Connecticut Attorney General Richard Blumenthal has filed suit against several mortgage brokers and realtors alleging an extensive statewide predatory lending scheme that devastated dozens of consumers.
Blumenthal alleges that through a multi-layered scheme, the defendants misled consumers and mortgage lenders into property purchases that financially destroyed dozens of homebuyers, while benefiting only the defendants, their associates and family members.
This pervasive predatory lending scheme left a trail of shattered lives and lies false promises to first-time homebuyers about property values, loan terms, and income levels, Blumenthal said. Our investigation has uncovered consumers who sought the American Dream but bought a financial nightmare."
The lawsuit charges that homebuyers were victimized by a "vast scheme" with multiple layers of lies and co-conspirators.

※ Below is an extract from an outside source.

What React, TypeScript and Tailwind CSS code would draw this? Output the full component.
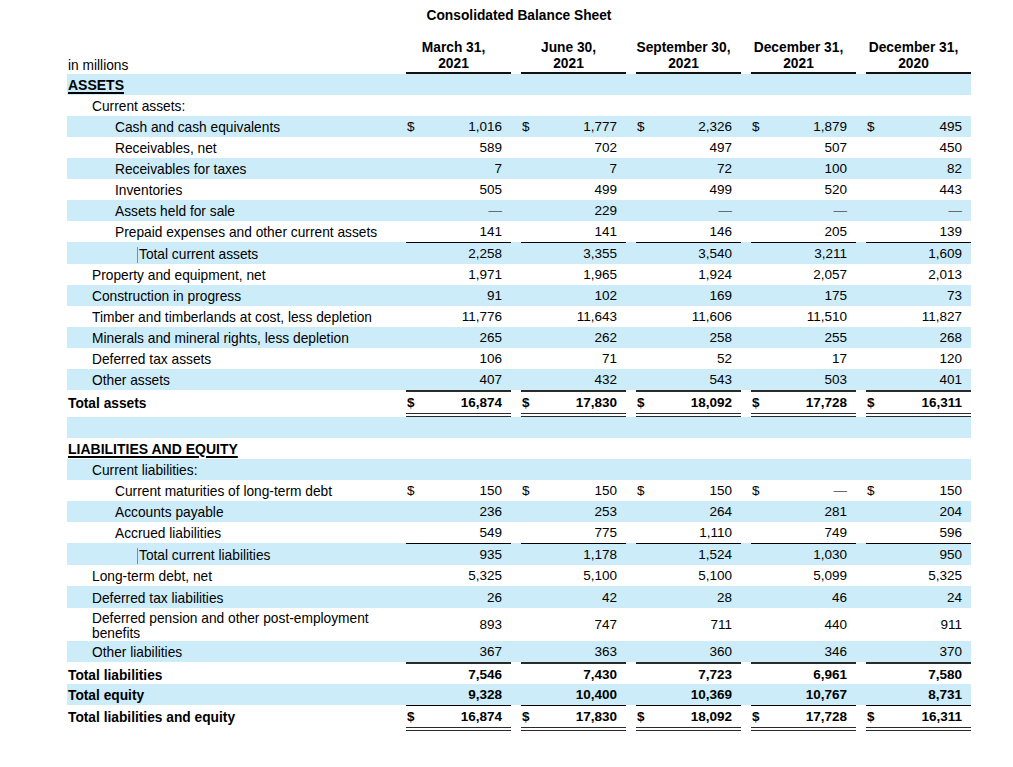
import React from "react";

type Row = {
  label: string;
  level: 0 | 1 | 2 | 3;
  vals?: string[];
  blue?: boolean;
  bold?: boolean;
  dollar?: boolean;
  top?: 0 | 1 | 2;
  dbl?: boolean;
  h?: number;
  heading?: boolean;
  mark?: boolean;
};

const rows: Row[] = [
  { label: "ASSETS", level: 0, blue: true, heading: true },
  { label: "Current assets:", level: 1 },
  { label: "Cash and cash equivalents", level: 2, blue: true, dollar: true, vals: ["1,016", "1,777", "2,326", "1,879", "495"] },
  { label: "Receivables, net", level: 2, vals: ["589", "702", "497", "507", "450"] },
  { label: "Receivables for taxes", level: 2, blue: true, vals: ["7", "7", "72", "100", "82"] },
  { label: "Inventories", level: 2, vals: ["505", "499", "499", "520", "443"] },
  { label: "Assets held for sale", level: 2, blue: true, vals: ["—", "229", "—", "—", "—"] },
  { label: "Prepaid expenses and other current assets", level: 2, vals: ["141", "141", "146", "205", "139"] },
  { label: "Total current assets", level: 3, blue: true, top: 1, mark: true, vals: ["2,258", "3,355", "3,540", "3,211", "1,609"] },
  { label: "Property and equipment, net", level: 1, vals: ["1,971", "1,965", "1,924", "2,057", "2,013"] },
  { label: "Construction in progress", level: 1, blue: true, vals: ["91", "102", "169", "175", "73"] },
  { label: "Timber and timberlands at cost, less depletion", level: 1, vals: ["11,776", "11,643", "11,606", "11,510", "11,827"] },
  { label: "Minerals and mineral rights, less depletion", level: 1, blue: true, vals: ["265", "262", "258", "255", "268"] },
  { label: "Deferred tax assets", level: 1, vals: ["106", "71", "52", "17", "120"] },
  { label: "Other assets", level: 1, blue: true, vals: ["407", "432", "543", "503", "401"] },
  { label: "Total assets", level: 0, bold: true, dollar: true, top: 2, dbl: true, vals: ["16,874", "17,830", "18,092", "17,728", "16,311"] },
  { label: "", level: 0, blue: true },
  { label: "LIABILITIES AND EQUITY", level: 0, heading: true },
  { label: "Current liabilities:", level: 1, blue: true },
  { label: "Current maturities of long-term debt", level: 2, dollar: true, vals: ["150", "150", "150", "—", "150"] },
  { label: "Accounts payable", level: 2, blue: true, vals: ["236", "253", "264", "281", "204"] },
  { label: "Accrued liabilities", level: 2, vals: ["549", "775", "1,110", "749", "596"] },
  { label: "Total current liabilities", level: 3, blue: true, top: 1, mark: true, vals: ["935", "1,178", "1,524", "1,030", "950"] },
  { label: "Long-term debt, net", level: 1, vals: ["5,325", "5,100", "5,100", "5,099", "5,325"] },
  { label: "Deferred tax liabilities", level: 1, blue: true, h: 22, vals: ["26", "42", "28", "46", "24"] },
  { label: "Deferred pension and other post-employment benefits", level: 1, h: 33, vals: ["893", "747", "711", "440", "911"] },
  { label: "Other liabilities", level: 1, blue: true, vals: ["367", "363", "360", "346", "370"] },
  { label: "Total liabilities", level: 0, bold: true, top: 2, h: 20, vals: ["7,546", "7,430", "7,723", "6,961", "7,580"] },
  { label: "Total equity", level: 0, bold: true, blue: true, vals: ["9,328", "10,400", "10,369", "10,767", "8,731"] },
  { label: "Total liabilities and equity", level: 0, bold: true, dollar: true, top: 1, dbl: true, vals: ["16,874", "17,830", "18,092", "17,728", "16,311"] },
];

const indent: Record<number, string> = {
  0: "pl-[1px]",
  1: "pl-[25px]",
  2: "pl-[48px]",
  3: "pl-[70px]",
};

function TopLine({ top, show }: { top: number; show: boolean }) {
  if (top === 0) return null;
  if (top === 2)
    return <div className={show ? "ml-[10px] h-[2px] bg-[#2a2a2a]" : "h-[2px]"} />;
  return <div className={show ? "ml-[10px] h-[1px] bg-black" : "h-[1px]"} />;
}

function Dbl({ show }: { show: boolean }) {
  if (!show) return <div className="h-[4px]" />;
  return (
    <div className="ml-[10px] flex h-[4px] flex-col justify-between bg-white">
      <div className="h-[1px] bg-[#2a2a2a]" />
      <div className="h-[1px] bg-[#2a2a2a]" />
    </div>
  );
}

function TableRow({ r }: { r: Row }) {
  const top = r.top ?? 0;
  const h = r.h ?? 21;
  const wrap = h > 30;
  return (
    <div className={`flex ${r.blue ? "bg-[#ccecfa]" : "bg-white"}`}>
      <div className="flex w-[329px] flex-col">
        <TopLine top={top} show={false} />
        <div
          className={`flex items-center pt-[2px] text-[13.75px] ${indent[r.level]} ${r.bold || r.heading ? "font-bold" : ""}`}
          style={{ height: h }}
        >
          {r.mark ? (
            <span className="whitespace-nowrap border-l border-[#8a8a8a] pl-[1px] leading-[16px]">{r.label}</span>
          ) : r.heading ? (
            <span className="whitespace-nowrap text-[14px] underline decoration-[1.5px] underline-offset-[2px]">{r.label}</span>
          ) : wrap ? (
            <span className="pr-[20px] leading-[15px]">{r.label}</span>
          ) : (
            <span className="whitespace-nowrap leading-[15px]">{r.label}</span>
          )}
        </div>
        {r.dbl && <Dbl show={false} />}
      </div>
      {[0, 1, 2, 3, 4].map((i) => {
        const v = r.vals ? r.vals[i] : "";
        return (
          <div key={i} className="flex w-[115px] flex-col">
            <TopLine top={top} show={true} />
            <div
              className={`flex items-center justify-between pl-[11px] pr-[9px] pt-[2px] ${r.bold ? "font-bold" : ""}`}
              style={{ height: h }}
            >
              <span>{r.dollar ? "$" : ""}</span>
              <span className={v === "—" ? "text-[#6b6b6b]" : ""}>{v}</span>
            </div>
            {r.dbl && <Dbl show={true} />}
          </div>
        );
      })}
    </div>
  );
}

const headers: [string, string][] = [
  ["March 31,", "2021"],
  ["June 30,", "2021"],
  ["September 30,", "2021"],
  ["December 31,", "2021"],
  ["December 31,", "2020"],
];

export default function App() {
  return (
    <div
      className="min-h-[767px] w-[1013px] bg-white text-[13.5px] text-black"
      style={{ fontFamily: '"Liberation Sans", Arial, sans-serif' }}
    >
      <div className="ml-[67px] w-[904px]">
        <div className="flex h-[30px] items-center justify-center pt-[2px] text-[13.75px] font-bold">
          Consolidated Balance Sheet
        </div>
        <div className="mt-[9px] flex">
          <div className="flex w-[329px] items-end pl-[1px] text-[13.75px] leading-[16px]">
            <span>in millions</span>
          </div>
          {headers.map((hd, i) => (
            <div key={i} className="flex w-[115px] flex-col">
              <div className="pt-[1px] text-center text-[13.75px] font-bold leading-[16px]">
                <div>{hd[0]}</div>
                <div>{hd[1]}</div>
              </div>
              <div className="ml-[10px] h-[2px] bg-[#111]" />
            </div>
          ))}
        </div>
        {rows.map((r, i) => (
          <TableRow key={i} r={r} />
        ))}
      </div>
    </div>
  );
}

"We allege that this predatory lending scheme enticed consumers with false promises of profits from investment rental properties and nonexistent management services for tax and mortgage payments and other expenses," Blumenthal said.
Blumenthal said homebuyers were purposefully encouraged to buy properties whose values were inflated, using mortgages with concealed costs that they could never realistically afford, because their incomes and assets were falsified with bogus bank and employer records. And he said the buyers were discouraged from seeking outside assistance from independent home inspectors and lawyers.
"These practices preyed on the most vulnerable citizens many of them first-time unsophisticated low-income homebuyers who spoke little or no English. The conspirators were illegally enriched by profits from inflated prices for properties, and fees and commissions," he said.
The defendants are Royal Financial Services, LLC, of Trumbull; First Source Mortgage Solutions, Inc. of Branford; Elizabeth Athan Real Estate, LLC, of Shelton; J.G. Property Management & Investment, LLC, of New London; Brian Guimond, d/b/a Cutting Edge Contracting of Norwich; and Jose Guzman and Mauricio Lancia for allegedly managing the schemes on behalf of the defendant companies.
Blumenthal sued on behalf of Department of Banking Commissioner Howard F. Pitkin and the state in coordination with Department of Consumer Protection Commissioner Jerry Farrell, Jr.
Financially battered and blindsided, some consumers face foreclosure and years of damaging credit ratings. They deserve relief immediately," Blumenthal said.
Our legal action seeks money back to consumers and severe penalties for practices that undermine an entire industry, endangering not only consumers directly involved, but the economic welfare of the region. This case is only the beginning of a challenging time in the real estate and lending industry.
"This turmoil and calamity, only one in numerous emerging cases, has revealed the worst of the lending industry, he said.
Blumenthals lawsuit seeks restitution for every consumer harmed; an order preventing further violations; and civil penalties to the state.
How it worked
Blumenthal described how the alleged scheme worked:
J.G. Management and Guzman, who were not licensed by the state to engage in real estate transactions, and Elizabeth Athan Real Estate, solicited low-income consumers, including renters receiving federal housing assistance, to buy through them multiple or multi-unit residential properties. They promised consumers, among other things, favorable mortgage terms, cash back at closing, and diminished monthly housing expenses, Blumenthal said.
J. G. Management and/or Guzman also pledged to provide property management services for rental properties that the consumers purchased through them services including maintenance, finding renters, collecting rent and making mortgage and tax payments.
Once a consumer agreed to work with the defendants to purchase properties, the defendants referred consumers to Royal Financial or First Source to act as the mortgage broker.
J.G. Management, Guzman and the Elizabeth Athan agency would then select the property or properties for purchase from a stock of properties owned by the defendants, their family members or associates. The properties were sold to consumers at inflated prices often tens of thousands of dollars more than what they were purchased for months earlier. The defendants substantiated the inflated prices to consumers and lenders through bogus and artificially inflated appraisals.
When consumers inquired about hiring a home inspector, the defendants often convinced them it was unnecessary or potentially adverse to the consumer, Blumenthal charged.